-- START OF Dataset extract --

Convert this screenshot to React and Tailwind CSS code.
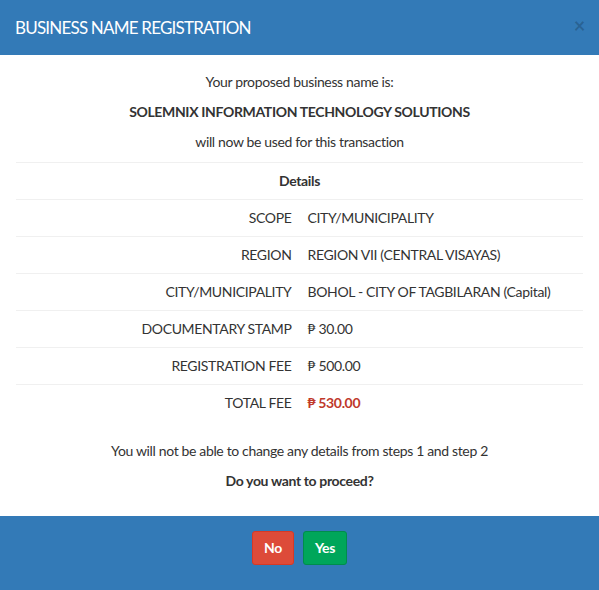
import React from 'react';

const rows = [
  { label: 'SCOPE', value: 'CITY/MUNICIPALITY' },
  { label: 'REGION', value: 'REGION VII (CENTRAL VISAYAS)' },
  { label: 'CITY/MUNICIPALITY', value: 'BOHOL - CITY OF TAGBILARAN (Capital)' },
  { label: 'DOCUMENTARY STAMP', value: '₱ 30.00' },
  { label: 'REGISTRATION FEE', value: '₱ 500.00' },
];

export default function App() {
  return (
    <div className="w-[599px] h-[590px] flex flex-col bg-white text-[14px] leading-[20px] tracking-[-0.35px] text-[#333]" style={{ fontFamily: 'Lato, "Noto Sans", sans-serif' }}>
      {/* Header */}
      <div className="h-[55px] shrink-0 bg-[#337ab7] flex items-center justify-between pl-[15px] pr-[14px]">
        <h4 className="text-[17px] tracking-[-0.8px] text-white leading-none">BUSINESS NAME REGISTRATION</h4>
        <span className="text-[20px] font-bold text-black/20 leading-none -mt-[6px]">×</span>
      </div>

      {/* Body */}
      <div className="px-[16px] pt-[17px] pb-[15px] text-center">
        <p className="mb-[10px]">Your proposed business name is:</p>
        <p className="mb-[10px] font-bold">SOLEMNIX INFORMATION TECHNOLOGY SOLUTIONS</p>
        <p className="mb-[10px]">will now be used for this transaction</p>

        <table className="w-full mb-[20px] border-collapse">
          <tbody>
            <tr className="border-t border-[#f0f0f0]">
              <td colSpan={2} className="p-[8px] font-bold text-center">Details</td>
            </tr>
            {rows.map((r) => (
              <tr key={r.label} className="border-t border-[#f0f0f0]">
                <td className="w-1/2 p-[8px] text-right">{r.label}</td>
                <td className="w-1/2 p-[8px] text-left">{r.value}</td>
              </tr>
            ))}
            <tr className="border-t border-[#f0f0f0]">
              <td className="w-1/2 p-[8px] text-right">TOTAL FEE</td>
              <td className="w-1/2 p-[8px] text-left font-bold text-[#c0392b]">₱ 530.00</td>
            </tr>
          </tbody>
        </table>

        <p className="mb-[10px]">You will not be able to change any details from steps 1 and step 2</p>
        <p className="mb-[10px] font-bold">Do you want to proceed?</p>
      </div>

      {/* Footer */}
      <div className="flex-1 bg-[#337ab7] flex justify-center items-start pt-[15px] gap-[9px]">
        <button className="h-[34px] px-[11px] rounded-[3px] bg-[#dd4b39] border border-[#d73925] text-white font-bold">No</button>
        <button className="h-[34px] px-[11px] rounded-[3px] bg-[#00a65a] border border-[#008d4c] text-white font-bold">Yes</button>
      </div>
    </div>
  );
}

-- END OF Dataset extract --

Given request: The data above needs to be retyped exactly, with the images left out.

Exercise response:
Convert this screenshot to React and Tailwind CSS code.
import React from 'react';

const rows = [
  { label: 'SCOPE', value: 'CITY/MUNICIPALITY' },
  { label: 'REGION', value: 'REGION VII (CENTRAL VISAYAS)' },
  { label: 'CITY/MUNICIPALITY', value: 'BOHOL - CITY OF TAGBILARAN (Capital)' },
  { label: 'DOCUMENTARY STAMP', value: '₱ 30.00' },
  { label: 'REGISTRATION FEE', value: '₱ 500.00' },
];

export default function App() {
  return (
    <div className="w-[599px] h-[590px] flex flex-col bg-white text-[14px] leading-[20px] tracking-[-0.35px] text-[#333]" style={{ fontFamily: 'Lato, "Noto Sans", sans-serif' }}>
      {/* Header */}
      <div className="h-[55px] shrink-0 bg-[#337ab7] flex items-center justify-between pl-[15px] pr-[14px]">
        <h4 className="text-[17px] tracking-[-0.8px] text-white leading-none">BUSINESS NAME REGISTRATION</h4>
        <span className="text-[20px] font-bold text-black/20 leading-none -mt-[6px]">×</span>
      </div>

      {/* Body */}
      <div className="px-[16px] pt-[17px] pb-[15px] text-center">
        <p className="mb-[10px]">Your proposed business name is:</p>
        <p className="mb-[10px] font-bold">SOLEMNIX INFORMATION TECHNOLOGY SOLUTIONS</p>
        <p className="mb-[10px]">will now be used for this transaction</p>

        <table className="w-full mb-[20px] border-collapse">
          <tbody>
            <tr className="border-t border-[#f0f0f0]">
              <td colSpan={2} className="p-[8px] font-bold text-center">Details</td>
            </tr>
            {rows.map((r) => (
              <tr key={r.label} className="border-t border-[#f0f0f0]">
                <td className="w-1/2 p-[8px] text-right">{r.label}</td>
                <td className="w-1/2 p-[8px] text-left">{r.value}</td>
              </tr>
            ))}
            <tr className="border-t border-[#f0f0f0]">
              <td className="w-1/2 p-[8px] text-right">TOTAL FEE</td>
              <td className="w-1/2 p-[8px] text-left font-bold text-[#c0392b]">₱ 530.00</td>
            </tr>
          </tbody>
        </table>

        <p className="mb-[10px]">You will not be able to change any details from steps 1 and step 2</p>
        <p className="mb-[10px] font-bold">Do you want to proceed?</p>
      </div>

      {/* Footer */}
      <div className="flex-1 bg-[#337ab7] flex justify-center items-start pt-[15px] gap-[9px]">
        <button className="h-[34px] px-[11px] rounded-[3px] bg-[#dd4b39] border border-[#d73925] text-white font-bold">No</button>
        <button className="h-[34px] px-[11px] rounded-[3px] bg-[#00a65a] border border-[#008d4c] text-white font-bold">Yes</button>
      </div>
    </div>
  );
}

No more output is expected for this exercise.